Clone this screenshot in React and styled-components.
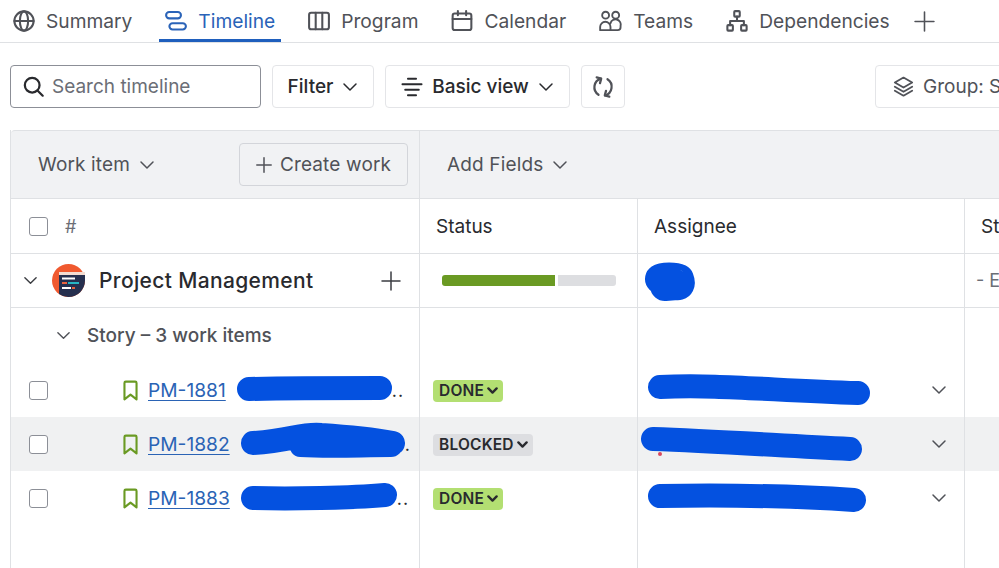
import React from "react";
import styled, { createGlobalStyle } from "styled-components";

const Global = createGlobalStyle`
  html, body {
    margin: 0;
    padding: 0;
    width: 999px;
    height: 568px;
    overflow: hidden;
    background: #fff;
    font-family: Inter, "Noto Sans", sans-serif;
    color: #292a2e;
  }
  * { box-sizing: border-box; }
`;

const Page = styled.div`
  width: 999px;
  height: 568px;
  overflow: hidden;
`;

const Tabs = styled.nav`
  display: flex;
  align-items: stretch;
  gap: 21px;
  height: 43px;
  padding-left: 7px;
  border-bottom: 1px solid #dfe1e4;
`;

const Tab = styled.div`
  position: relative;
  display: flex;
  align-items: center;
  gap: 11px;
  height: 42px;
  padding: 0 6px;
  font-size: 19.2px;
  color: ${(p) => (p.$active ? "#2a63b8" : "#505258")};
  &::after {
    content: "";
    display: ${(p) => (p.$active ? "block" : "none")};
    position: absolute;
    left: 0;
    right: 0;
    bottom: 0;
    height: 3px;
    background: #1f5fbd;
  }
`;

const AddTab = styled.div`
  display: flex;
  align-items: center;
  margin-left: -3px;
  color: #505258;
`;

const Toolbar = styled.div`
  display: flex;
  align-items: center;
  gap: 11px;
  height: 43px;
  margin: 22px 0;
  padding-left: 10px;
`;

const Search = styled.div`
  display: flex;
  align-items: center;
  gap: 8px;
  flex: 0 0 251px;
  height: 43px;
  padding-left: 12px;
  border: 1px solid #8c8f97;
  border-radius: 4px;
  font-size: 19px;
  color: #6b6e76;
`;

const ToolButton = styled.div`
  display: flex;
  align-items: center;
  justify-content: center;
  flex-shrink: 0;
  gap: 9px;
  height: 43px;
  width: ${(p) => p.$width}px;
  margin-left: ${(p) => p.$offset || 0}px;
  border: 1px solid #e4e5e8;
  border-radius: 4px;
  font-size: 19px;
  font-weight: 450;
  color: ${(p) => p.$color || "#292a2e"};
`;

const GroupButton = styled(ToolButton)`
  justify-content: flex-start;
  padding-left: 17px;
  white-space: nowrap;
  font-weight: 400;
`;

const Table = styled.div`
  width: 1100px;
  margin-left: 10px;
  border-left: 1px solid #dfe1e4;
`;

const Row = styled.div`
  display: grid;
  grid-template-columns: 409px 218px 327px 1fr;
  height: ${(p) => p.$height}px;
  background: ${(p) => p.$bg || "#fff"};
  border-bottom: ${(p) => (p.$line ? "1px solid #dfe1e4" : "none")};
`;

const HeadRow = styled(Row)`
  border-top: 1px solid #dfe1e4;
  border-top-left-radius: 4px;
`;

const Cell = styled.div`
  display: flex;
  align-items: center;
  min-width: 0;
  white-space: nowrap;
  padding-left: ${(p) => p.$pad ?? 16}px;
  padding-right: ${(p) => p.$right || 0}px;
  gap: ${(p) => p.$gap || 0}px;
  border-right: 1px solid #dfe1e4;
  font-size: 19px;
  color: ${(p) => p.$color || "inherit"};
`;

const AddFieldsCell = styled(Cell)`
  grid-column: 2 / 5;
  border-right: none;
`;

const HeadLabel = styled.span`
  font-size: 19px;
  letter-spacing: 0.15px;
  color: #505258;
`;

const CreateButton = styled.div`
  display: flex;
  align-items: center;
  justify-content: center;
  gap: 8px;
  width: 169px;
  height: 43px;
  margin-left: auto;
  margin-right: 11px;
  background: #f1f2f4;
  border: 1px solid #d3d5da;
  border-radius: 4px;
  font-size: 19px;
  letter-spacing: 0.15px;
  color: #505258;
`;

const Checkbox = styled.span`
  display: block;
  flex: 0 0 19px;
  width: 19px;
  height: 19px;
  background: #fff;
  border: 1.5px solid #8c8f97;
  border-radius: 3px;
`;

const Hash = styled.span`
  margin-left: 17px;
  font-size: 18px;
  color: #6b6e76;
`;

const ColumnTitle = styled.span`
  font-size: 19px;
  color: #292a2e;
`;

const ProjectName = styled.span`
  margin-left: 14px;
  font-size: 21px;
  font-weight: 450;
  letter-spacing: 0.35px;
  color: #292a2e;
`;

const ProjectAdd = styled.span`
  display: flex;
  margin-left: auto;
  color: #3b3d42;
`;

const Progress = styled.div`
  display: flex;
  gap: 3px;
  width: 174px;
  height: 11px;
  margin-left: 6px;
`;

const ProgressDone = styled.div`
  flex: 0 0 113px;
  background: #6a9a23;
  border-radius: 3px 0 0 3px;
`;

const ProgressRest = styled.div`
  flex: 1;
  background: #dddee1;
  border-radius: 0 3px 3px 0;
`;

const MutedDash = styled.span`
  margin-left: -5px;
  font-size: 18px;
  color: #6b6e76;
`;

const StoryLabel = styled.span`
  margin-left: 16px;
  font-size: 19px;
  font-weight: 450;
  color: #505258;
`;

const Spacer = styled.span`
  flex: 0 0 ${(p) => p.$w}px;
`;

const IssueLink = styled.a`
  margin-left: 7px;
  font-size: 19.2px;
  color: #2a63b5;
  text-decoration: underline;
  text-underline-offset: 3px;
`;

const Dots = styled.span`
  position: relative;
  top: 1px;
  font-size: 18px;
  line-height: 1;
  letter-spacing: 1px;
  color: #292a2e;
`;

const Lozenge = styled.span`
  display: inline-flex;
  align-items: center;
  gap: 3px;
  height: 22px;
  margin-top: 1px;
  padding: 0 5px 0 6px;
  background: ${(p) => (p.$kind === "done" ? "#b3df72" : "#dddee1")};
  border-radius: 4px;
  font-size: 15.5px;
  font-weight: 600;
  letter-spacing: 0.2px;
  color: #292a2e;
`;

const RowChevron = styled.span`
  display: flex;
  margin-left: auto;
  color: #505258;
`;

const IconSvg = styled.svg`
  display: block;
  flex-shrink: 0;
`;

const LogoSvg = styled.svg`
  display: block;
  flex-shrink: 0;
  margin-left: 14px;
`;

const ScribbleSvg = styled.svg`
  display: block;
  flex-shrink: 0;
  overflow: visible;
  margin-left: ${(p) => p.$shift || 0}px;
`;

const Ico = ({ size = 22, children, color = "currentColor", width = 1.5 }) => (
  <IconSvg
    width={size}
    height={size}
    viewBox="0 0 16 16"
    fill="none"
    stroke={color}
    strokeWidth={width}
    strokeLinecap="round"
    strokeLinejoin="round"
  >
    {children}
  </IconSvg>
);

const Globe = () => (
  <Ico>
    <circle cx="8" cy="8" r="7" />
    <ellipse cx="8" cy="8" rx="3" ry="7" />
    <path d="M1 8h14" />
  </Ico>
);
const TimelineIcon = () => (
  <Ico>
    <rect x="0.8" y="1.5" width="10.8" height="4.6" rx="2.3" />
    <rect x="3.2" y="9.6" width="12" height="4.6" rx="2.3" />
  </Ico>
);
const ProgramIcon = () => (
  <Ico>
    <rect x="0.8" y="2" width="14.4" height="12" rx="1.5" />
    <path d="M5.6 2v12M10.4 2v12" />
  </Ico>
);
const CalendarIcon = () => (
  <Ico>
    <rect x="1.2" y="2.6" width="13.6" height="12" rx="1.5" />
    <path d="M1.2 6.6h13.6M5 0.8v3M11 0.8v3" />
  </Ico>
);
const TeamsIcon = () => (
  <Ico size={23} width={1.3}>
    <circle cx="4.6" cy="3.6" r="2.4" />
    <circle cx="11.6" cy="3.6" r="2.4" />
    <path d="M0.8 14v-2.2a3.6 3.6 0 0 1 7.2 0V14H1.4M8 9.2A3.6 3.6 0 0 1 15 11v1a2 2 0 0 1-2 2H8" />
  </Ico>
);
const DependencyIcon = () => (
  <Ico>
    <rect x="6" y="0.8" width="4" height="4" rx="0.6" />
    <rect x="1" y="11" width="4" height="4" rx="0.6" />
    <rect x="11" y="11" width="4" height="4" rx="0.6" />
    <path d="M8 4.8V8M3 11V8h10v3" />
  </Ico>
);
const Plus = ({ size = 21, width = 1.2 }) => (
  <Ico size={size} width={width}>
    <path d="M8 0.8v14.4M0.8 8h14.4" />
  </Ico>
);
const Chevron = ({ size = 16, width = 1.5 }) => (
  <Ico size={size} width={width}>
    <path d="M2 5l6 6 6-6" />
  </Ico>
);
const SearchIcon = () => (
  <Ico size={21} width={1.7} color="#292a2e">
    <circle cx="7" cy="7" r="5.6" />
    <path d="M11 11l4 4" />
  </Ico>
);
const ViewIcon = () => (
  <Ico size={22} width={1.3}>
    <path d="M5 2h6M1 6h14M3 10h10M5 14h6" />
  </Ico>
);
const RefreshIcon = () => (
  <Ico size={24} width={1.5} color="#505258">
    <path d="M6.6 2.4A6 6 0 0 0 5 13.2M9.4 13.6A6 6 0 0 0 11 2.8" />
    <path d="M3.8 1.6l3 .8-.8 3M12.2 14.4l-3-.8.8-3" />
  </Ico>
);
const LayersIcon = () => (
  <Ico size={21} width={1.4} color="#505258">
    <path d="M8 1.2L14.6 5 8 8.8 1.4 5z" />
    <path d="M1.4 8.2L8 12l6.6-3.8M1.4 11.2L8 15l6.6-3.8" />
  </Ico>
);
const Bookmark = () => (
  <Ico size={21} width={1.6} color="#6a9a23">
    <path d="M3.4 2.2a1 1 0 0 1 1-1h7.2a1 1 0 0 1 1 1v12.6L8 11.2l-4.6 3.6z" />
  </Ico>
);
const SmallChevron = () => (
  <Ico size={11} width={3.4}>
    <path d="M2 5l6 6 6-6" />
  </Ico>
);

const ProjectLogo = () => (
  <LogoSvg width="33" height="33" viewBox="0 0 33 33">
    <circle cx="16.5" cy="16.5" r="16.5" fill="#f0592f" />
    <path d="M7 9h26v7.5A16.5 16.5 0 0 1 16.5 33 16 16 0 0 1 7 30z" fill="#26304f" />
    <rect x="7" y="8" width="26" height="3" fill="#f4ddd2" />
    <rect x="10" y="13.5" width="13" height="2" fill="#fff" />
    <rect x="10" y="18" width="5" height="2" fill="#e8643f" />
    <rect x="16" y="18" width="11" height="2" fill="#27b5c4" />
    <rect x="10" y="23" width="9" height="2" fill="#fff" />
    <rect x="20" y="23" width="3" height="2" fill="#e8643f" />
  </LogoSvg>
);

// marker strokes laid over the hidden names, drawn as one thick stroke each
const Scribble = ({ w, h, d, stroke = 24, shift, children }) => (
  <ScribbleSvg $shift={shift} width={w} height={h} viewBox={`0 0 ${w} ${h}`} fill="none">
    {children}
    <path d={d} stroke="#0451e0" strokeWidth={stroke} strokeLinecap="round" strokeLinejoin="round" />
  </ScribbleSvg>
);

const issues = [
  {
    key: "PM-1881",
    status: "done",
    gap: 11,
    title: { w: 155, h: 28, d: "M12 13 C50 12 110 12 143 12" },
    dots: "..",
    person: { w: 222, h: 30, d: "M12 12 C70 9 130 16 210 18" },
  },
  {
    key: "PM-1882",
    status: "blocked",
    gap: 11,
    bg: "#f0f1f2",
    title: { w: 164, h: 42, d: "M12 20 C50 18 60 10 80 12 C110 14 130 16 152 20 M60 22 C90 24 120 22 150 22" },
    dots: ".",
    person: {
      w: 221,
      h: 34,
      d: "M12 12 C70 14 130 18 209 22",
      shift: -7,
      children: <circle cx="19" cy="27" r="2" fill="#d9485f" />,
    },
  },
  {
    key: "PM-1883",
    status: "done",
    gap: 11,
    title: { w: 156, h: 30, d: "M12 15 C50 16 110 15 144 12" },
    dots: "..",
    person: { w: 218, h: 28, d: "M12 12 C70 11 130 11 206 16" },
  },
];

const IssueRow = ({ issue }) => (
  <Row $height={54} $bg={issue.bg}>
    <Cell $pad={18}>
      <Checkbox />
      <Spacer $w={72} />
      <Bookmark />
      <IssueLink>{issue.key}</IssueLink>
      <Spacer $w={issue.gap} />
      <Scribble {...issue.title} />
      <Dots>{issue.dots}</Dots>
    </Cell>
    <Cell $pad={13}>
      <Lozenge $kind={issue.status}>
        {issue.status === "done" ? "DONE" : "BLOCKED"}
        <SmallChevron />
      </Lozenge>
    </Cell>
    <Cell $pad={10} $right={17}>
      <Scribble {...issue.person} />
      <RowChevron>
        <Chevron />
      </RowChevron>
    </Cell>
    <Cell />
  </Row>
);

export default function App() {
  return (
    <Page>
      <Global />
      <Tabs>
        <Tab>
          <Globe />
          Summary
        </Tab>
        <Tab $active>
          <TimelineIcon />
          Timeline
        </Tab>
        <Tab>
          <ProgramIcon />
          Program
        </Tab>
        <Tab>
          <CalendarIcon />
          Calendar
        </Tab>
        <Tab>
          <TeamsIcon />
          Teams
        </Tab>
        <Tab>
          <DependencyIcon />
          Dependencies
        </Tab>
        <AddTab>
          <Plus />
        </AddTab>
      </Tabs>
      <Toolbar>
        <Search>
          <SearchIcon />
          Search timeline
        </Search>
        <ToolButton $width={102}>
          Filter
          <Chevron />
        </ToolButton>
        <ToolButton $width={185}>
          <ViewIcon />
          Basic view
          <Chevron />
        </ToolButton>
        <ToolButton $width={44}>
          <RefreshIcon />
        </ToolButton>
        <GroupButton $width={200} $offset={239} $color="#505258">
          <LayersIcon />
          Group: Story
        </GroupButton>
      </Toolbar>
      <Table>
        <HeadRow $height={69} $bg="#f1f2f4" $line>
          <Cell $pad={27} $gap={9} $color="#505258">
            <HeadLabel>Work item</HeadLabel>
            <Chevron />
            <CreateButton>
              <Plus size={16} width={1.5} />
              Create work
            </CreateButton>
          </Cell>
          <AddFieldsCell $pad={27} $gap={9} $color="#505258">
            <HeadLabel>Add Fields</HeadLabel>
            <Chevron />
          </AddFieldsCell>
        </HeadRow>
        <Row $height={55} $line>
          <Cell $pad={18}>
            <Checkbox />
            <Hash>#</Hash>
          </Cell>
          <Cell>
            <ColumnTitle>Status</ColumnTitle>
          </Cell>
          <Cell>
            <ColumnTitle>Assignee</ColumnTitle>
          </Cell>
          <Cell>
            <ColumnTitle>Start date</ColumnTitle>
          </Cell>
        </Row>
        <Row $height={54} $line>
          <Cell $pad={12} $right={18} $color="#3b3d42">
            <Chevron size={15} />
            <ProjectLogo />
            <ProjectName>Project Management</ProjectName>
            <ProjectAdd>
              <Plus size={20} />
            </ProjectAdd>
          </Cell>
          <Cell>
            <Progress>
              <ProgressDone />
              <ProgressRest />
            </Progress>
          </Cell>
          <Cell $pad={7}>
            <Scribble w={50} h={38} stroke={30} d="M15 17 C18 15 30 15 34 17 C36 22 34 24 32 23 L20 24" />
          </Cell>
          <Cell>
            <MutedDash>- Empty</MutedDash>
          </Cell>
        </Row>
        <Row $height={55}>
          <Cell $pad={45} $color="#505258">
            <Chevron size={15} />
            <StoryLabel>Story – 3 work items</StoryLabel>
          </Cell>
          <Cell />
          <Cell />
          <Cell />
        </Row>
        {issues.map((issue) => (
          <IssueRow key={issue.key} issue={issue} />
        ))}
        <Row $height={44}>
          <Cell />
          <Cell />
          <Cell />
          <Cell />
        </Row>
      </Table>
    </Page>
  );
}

────────

## WRITTEN INSTRUCTION
In the data above, tally the lines holding "components" and answer with the figure only.

## ANSWER IN FULL
2